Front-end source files
--- Start ---
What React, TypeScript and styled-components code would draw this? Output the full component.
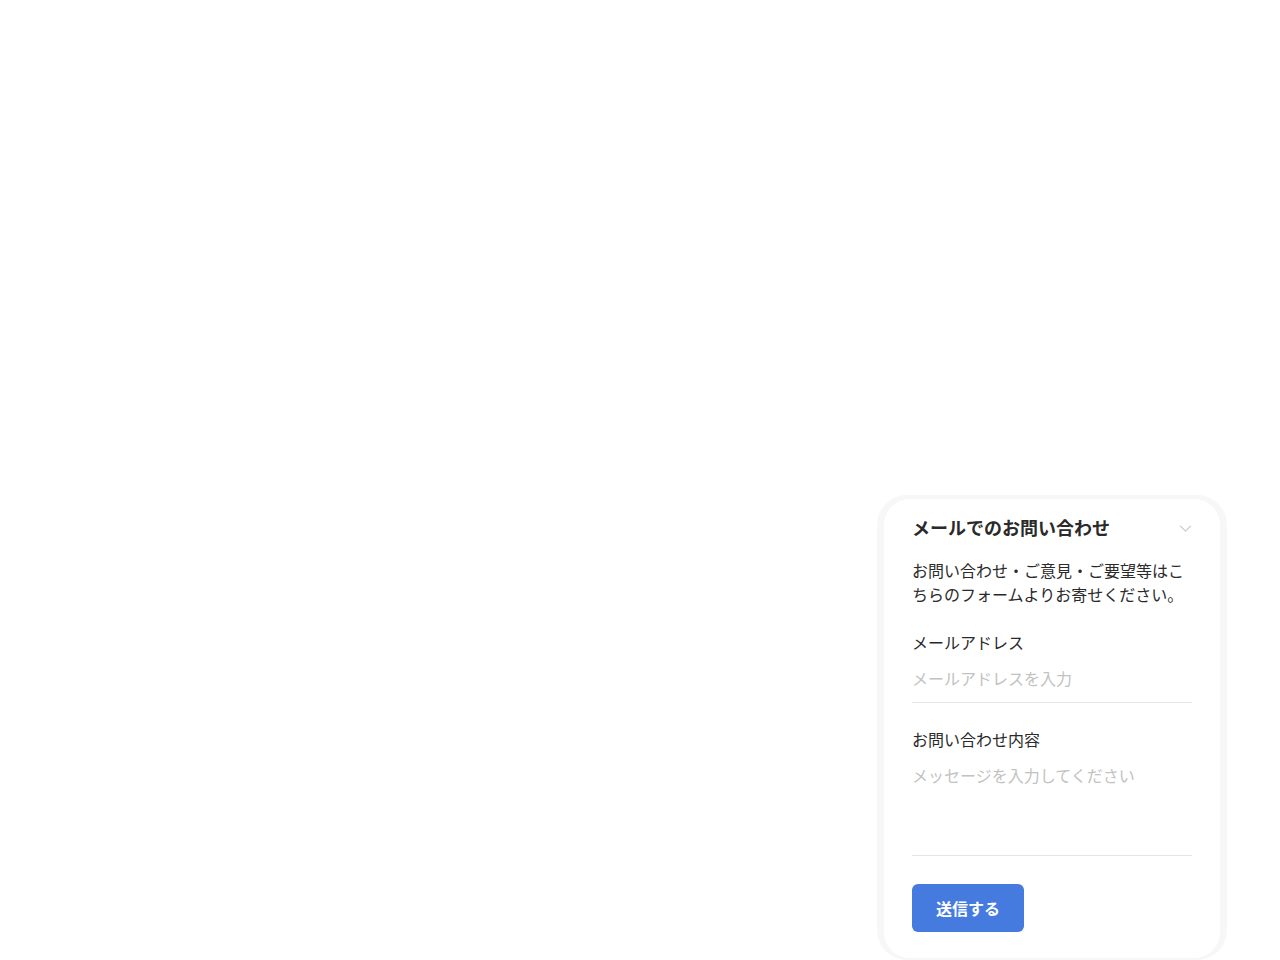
import styled, { createGlobalStyle } from "styled-components";

const GlobalStyle = createGlobalStyle`
  html, body {
    margin: 0;
    padding: 0;
    background: #fff;
  }
  body {
    font-family: "Noto Sans CJK JP", "Noto Sans", sans-serif;
    color: #222;
  }
  * {
    box-sizing: border-box;
  }
`;

const App = () => {
  return (
    <>
      <GlobalStyle />
      <Page>
        <Frame>
          <Card>
            <Header>
              <Title>メールでのお問い合わせ</Title>
              <Chevron viewBox="0 0 14 8" aria-hidden>
                <path d="M1 1 L7 7 L13 1" />
              </Chevron>
            </Header>
            <Lead>
              お問い合わせ・ご意見・ご要望等はこちらのフォームよりお寄せください。
            </Lead>

            <Field>
              <Label htmlFor="mail">メールアドレス</Label>
              <Input id="mail" type="email" placeholder="メールアドレスを入力" />
            </Field>

            <Field>
              <Label htmlFor="msg">お問い合わせ内容</Label>
              <TextArea id="msg" placeholder="メッセージを入力してください" />
            </Field>

            <SubmitButton type="button">送信する</SubmitButton>
          </Card>
        </Frame>
      </Page>
    </>
  );
};

const Page = styled.div`
  height: 960px;
  display: flex;
  justify-content: flex-end;
  align-items: flex-end;
  padding-right: 53px;
  overflow: hidden;
`;

const Frame = styled.div`
  width: 350px;
  padding: 4px 7px 2px;
  background: #f7f7f7;
  border-radius: 30px;
`;

const Card = styled.div`
  background: #fff;
  border-radius: 26px;
  padding: 16px 28px 26px;
  display: flex;
  flex-direction: column;
  align-items: flex-start;
`;

const Header = styled.div`
  width: 100%;
  display: flex;
  justify-content: space-between;
  align-items: center;
`;

const Title = styled.h2`
  margin: 0;
  font-size: 18px;
  line-height: 24px;
  font-weight: 700;
  color: #2a2a2a;
`;

const Chevron = styled.svg`
  width: 13px;
  height: 7px;
  margin-top: 2px;
  fill: none;
  stroke: #c4c4c4;
  stroke-width: 1.2;
`;

const Lead = styled.p`
  margin: 19px 0 0;
  font-size: 16px;
  line-height: 24px;
  color: #2a2a2a;
`;

const Field = styled.div`
  width: 100%;
  margin-top: 24px;
  display: flex;
  flex-direction: column;
`;

const Label = styled.label`
  font-size: 16px;
  line-height: 24px;
  color: #2a2a2a;
`;

const Input = styled.input`
  width: 100%;
  border: none;
  border-bottom: 1px solid #e6e6e6;
  padding: 12px 0;
  font-family: inherit;
  font-size: 16px;
  line-height: 24px;
  height: 49px;
  color: #2a2a2a;
  outline: none;
  background: transparent;

  &::placeholder {
    color: #c2c2c2;
  }
`;

const TextArea = styled.textarea`
  width: 100%;
  height: 105px;
  border: none;
  border-bottom: 1px solid #e6e6e6;
  padding: 12px 0;
  font-family: inherit;
  font-size: 16px;
  line-height: 24px;
  color: #2a2a2a;
  resize: none;
  outline: none;
  background: transparent;
  display: block;

  &::placeholder {
    color: #c2c2c2;
  }
`;

const SubmitButton = styled.button`
  margin-top: 28px;
  width: 112px;
  height: 48px;
  border: none;
  border-radius: 6px;
  background: #457bdf;
  color: #fff;
  font-family: inherit;
  font-size: 16px;
  font-weight: 700;
  cursor: pointer;
`;

export default App;
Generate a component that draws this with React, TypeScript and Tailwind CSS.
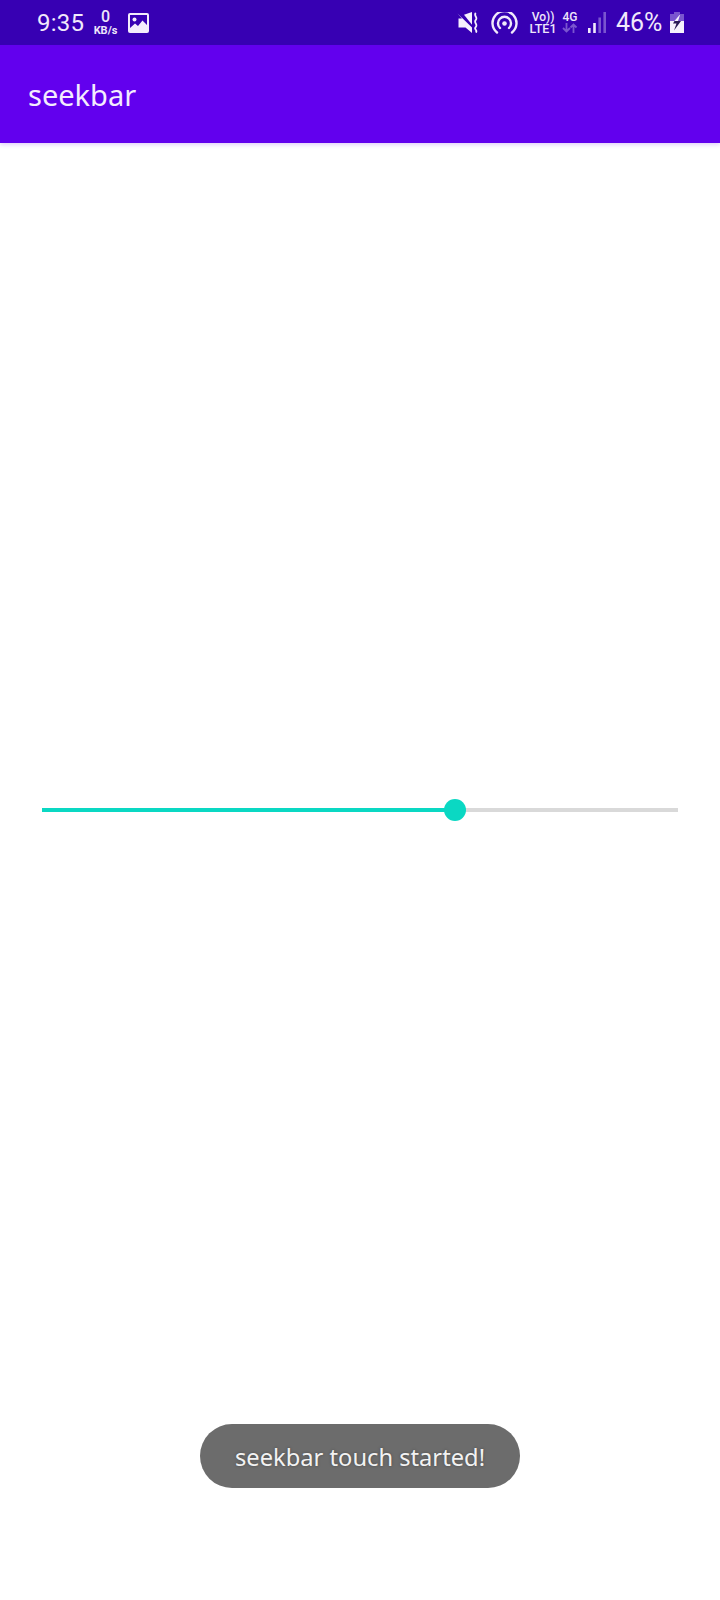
export default function App() {
  const font = { fontFamily: '"Noto Sans", sans-serif' };
  return (
    <div className="relative flex h-[1600px] w-[720px] flex-col overflow-hidden bg-white" style={font}>
      <div className="flex h-[45px] items-center bg-[#3700B3] pl-[37px] pr-[36px] text-white">
        <span className="w-[52px] text-[24px] leading-none tracking-[0.2px] text-[#f1e9fb] font-['Roboto',sans-serif]">9:35</span>
        <div className="ml-[4px] flex w-[25px] flex-col items-center gap-[2px] font-['Roboto',sans-serif] text-[#eee6fa]">
          <span className="text-[16px] font-medium leading-[15px]">0</span>
          <span className="text-[11px] font-bold leading-[10px]">KB/s</span>
        </div>
        <svg className="ml-[10px]" width="21" height="20" viewBox="0 0 21 20">
          <rect width="21" height="20" rx="2" fill="#f3ecfc" />
          <rect x="2" y="2" width="17" height="16" fill="#3700B3" />
          <circle cx="6.5" cy="6.5" r="2" fill="#f3ecfc" />
          <path d="M2 15 L7 10.5 L10 13 L14.5 7.5 L19 12 L19 18 L2 18Z" fill="#f3ecfc" />
        </svg>
        <div className="flex-1" />
        <svg width="21" height="21" viewBox="0 0 21 21" fill="none">
          <path d="M0.5 1.5 L15 15.5 V21 L8.5 15.5 H1.5 V6.5 H5 Z" fill="#f6f1fd" />
          <path d="M7 2.7 L15 0 V12.7 Z" fill="#f6f1fd" />
          <path d="M18.8 1 C16.2 3.5 21.2 5.5 18.8 8 C16.2 10.5 21.2 12.5 18.8 15 C16.2 17.5 21.2 18 18.8 20.5" stroke="#f6f1fd" strokeWidth="1.8" />
        </svg>
        <svg className="ml-[13px]" width="27" height="22" viewBox="0 0 27 22" fill="none" stroke="#f1e9fb" strokeWidth="2.4" strokeLinecap="round">
          <path d="M6 20.5 A12 12 0 1 1 21 20.5" />
          <path d="M9 16 A6.5 6.5 0 1 1 18 16" />
          <circle cx="13.5" cy="11.5" r="2.3" fill="#f1e9fb" stroke="none" />
        </svg>
        <div className="ml-[12px] flex w-[26px] flex-col items-center font-['Roboto',sans-serif] text-[#eee6fa]">
          <span className="whitespace-nowrap text-[12px] font-medium leading-[11px]">Vo))</span>
          <span className="text-[12.5px] font-medium leading-[11px]">LTE1</span>
        </div>
        <div className="ml-[6px] flex w-[16px] flex-col items-center font-['Roboto',sans-serif]">
          <span className="text-[12px] font-medium leading-[11px] text-[#eee6fa]">4G</span>
          <svg width="16" height="10" viewBox="0 0 16 10" fill="none" stroke="#7a55cf" strokeWidth="1.8">
            <path d="M4.5 0 V8 M1 5 L4.5 8.5 L8 5" />
            <path d="M11.5 10 V1.5 M8.5 4.5 L11.5 1.5 L14.5 4.5" />
          </svg>
        </div>
        <svg className="ml-[10px]" width="18" height="21" viewBox="0 0 18 21">
          <rect x="0" y="16" width="2.6" height="5" fill="#f1e9fb" />
          <rect x="5.2" y="11" width="2.6" height="10" fill="#f1e9fb" />
          <rect x="10.4" y="5.5" width="2.6" height="15.5" fill="#7a55cf" />
          <rect x="15.4" y="0" width="2.6" height="21" fill="#7a55cf" />
        </svg>
        <span className="ml-[10px] w-[49px] whitespace-nowrap text-[25px] leading-none text-[#f1e9fb] font-['Roboto',sans-serif]">46%</span>
        <svg className="ml-[5px]" width="14" height="21" viewBox="0 0 14 21">
          <path d="M4 0 H10 V2 H14 V9 H0 V2 H4 Z" fill="#7a55cf" />
          <rect x="0" y="9" width="14" height="12" fill="#f6f1fd" />
          <path d="M9.5 3 L4.5 9 H8 L10 3 Z" fill="#f6f1fd" />
          <path d="M4.5 9 L3 11.5 H6.5 L4 18.5 L11 9 Z" fill="#2a1a55" />
        </svg>
      </div>
      <div className="z-10 flex h-[98px] items-center bg-[#6200EE] pl-[28px] shadow-[0_2px_4px_rgba(98,0,238,0.18)]">
        <span className="text-[29px] leading-none text-[#f4ecfe]">seekbar</span>
      </div>
      <div className="flex flex-1 flex-col items-stretch px-[42px] pt-[665px]">
        <div className="flex h-[4px] items-center">
          <div className="h-[4px] w-[413px] bg-[#0AD8C3]" />
          <div className="relative h-[22px] w-[22px] shrink-0 -ml-[11px] -mr-[11px] rounded-full bg-[#0AD8C3]" />
          <div className="h-[4px] flex-1 bg-[#D9D9D9]" />
        </div>
      </div>
      <div className="absolute left-[200px] top-[1424px] flex h-[64px] w-[320px] items-center justify-center rounded-[32px] bg-[#6C6C6C] pt-[3px]">
        <span className="text-[23.7px] leading-none text-[#f2f2f2] [text-shadow:0_0_3px_rgba(0,0,0,0.35)]">seekbar touch started!</span>
      </div>
    </div>
  );
}
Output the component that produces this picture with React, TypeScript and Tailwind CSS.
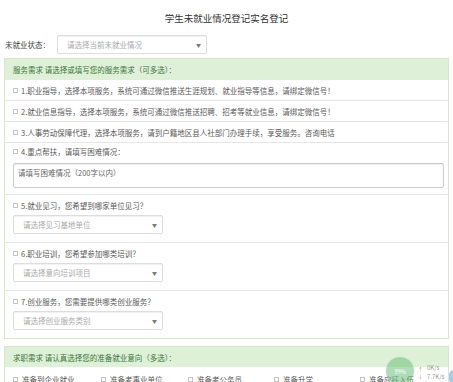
import React from "react";

const FONT = '"Noto Sans CJK SC", "Noto Sans", "Liberation Sans", sans-serif';

function Check() {
  return <span className="inline-block h-[5px] w-[5px] shrink-0 border border-[#c4c4c4] bg-white" />;
}

function Select({ placeholder, width }: { placeholder: string; width: string }) {
  return (
    <div
      className={`flex h-[19px] items-center justify-between rounded-[2px] border border-[#ddd] bg-white pl-[9px] pr-[5px] shadow-[inset_0_1px_1px_rgba(0,0,0,0.06)] ${width}`}
    >
      <span className="text-[#aaa]">{placeholder}</span>
      <span className="text-[5px] text-[#777]">▼</span>
    </div>
  );
}

const rows = [
  "1.职业指导，选择本项服务，系统可通过微信推送生涯规划、就业指导等信息，请绑定微信号！",
  "2.就业信息指导，选择本项服务，系统可通过微信推送招聘、招考等就业信息，请绑定微信号！",
  "3.人事劳动保障代理，选择本项服务，请到户籍地区县人社部门办理手续，享受服务。咨询电话",
];

const selects = [
  { label: "5.就业见习，您希望到哪家单位见习？", placeholder: "请选择见习基地单位" },
  { label: "6.职业培训，您希望参加哪类培训？", placeholder: "请选择意向培训项目" },
  { label: "7.创业服务，您需要提供哪类创业服务？", placeholder: "请选择创业服务类别" },
];

const intents = ["准备到企业就业", "准备考事业单位", "准备考公务员", "准备升学", "准备应征入伍"];

export default function App() {
  return (
    <div
      className="relative h-[382px] w-[453px] overflow-hidden bg-white text-[7.5px] leading-[11px] text-[#5a5a5a]"
      style={{ fontFamily: FONT }}
    >
      <h1 className="pt-[12px] text-center text-[9.5px] leading-[13px] text-[#333]">学生未就业情况登记实名登记</h1>

      <div className="mt-[10px] flex items-center pl-[5px]">
        <span className="w-[52px] text-[#444]">未就业状态：</span>
        <Select placeholder="请选择当前未就业情况" width="w-[150px]" />
      </div>

      <div className="mx-[4px] mt-[4px] border border-[#d6e9c6]">
        <div className="flex h-[21px] items-center bg-[#dff0d8] pl-[8px] text-[#3c763d]">
          服务需求 请选择或填写您的服务需求（可多选）：
        </div>
        {rows.map((r) => (
          <div key={r} className="flex h-[21px] items-center gap-[3px] border-b border-[#e6e6e6] pl-[8px]">
            <Check />
            <span>{r}</span>
          </div>
        ))}
        <div className="border-b border-[#e6e6e6] pb-[6px] pl-[8px] pr-[4px] pt-[3px]">
          <div className="flex items-center gap-[3px]">
            <Check />
            <span>4.重点帮扶，请填写困难情况：</span>
          </div>
          <div className="mt-[6px] h-[25px] rounded-[2px] border border-[#ccc] px-[4px] pt-[3px] text-[#666] shadow-[inset_0_1px_1px_rgba(0,0,0,0.08)]">
            请填写困难情况（200字以内）
          </div>
        </div>
        {selects.map((s, i) => (
          <div
            key={s.label}
            className={`pb-[8px] pl-[8px] pt-[5px] ${i < selects.length - 1 ? "border-b border-[#e6e6e6]" : ""}`}
          >
            <div className="flex items-center gap-[3px]">
              <Check />
              <span>{s.label}</span>
            </div>
            <div className="mt-[4px]">
              <Select placeholder={s.placeholder} width="w-[150px]" />
            </div>
          </div>
        ))}
      </div>

      <div className="mx-[4px] mt-[7px] border border-[#d6e9c6]">
        <div className="flex h-[20px] items-center bg-[#dff0d8] pl-[8px] text-[#3c763d]">
          求职需求 请认真选择您的准备就业意向（多选）：
        </div>
        <div className="grid grid-cols-[88px_87px_86px_86px_1fr] pl-[8px] pt-[8px] leading-[9px]">
          {intents.map((t) => (
            <div key={t} className="flex items-center gap-[4px]">
              <Check />
              <span>{t}</span>
            </div>
          ))}
        </div>
      </div>

      {/* floating network speed widget */}
      <div className="absolute left-[386px] top-[357px] flex items-start">
        <div className="flex h-[28px] w-[28px] items-center justify-center rounded-full bg-[#6cbf7a]/55 text-[6px] text-white">
          39%
        </div>
        <div className="ml-[4px] mt-[8px] flex flex-col text-[5px] leading-[7px] text-[#e07070]">
          <span>↑</span>
          <span>↓</span>
        </div>
        <div className="ml-[4px] mt-[6px] flex flex-col text-[6px] leading-[9px] text-[#999]">
          <span>0K/s</span>
          <span>7.7K/s</span>
        </div>
      </div>
      <div className="absolute left-[449px] top-[370px] h-[14px] w-[10px] rounded-full bg-[#7fb3e8]/70" />
    </div>
  );
}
--- End ---
# Task instructions
Copy each line that contains the word "TypeScript".

# Final result
What React, TypeScript and styled-components code would draw this? Output the full component.
Generate a component that draws this with React, TypeScript and Tailwind CSS.
Output the component that produces this picture with React, TypeScript and Tailwind CSS.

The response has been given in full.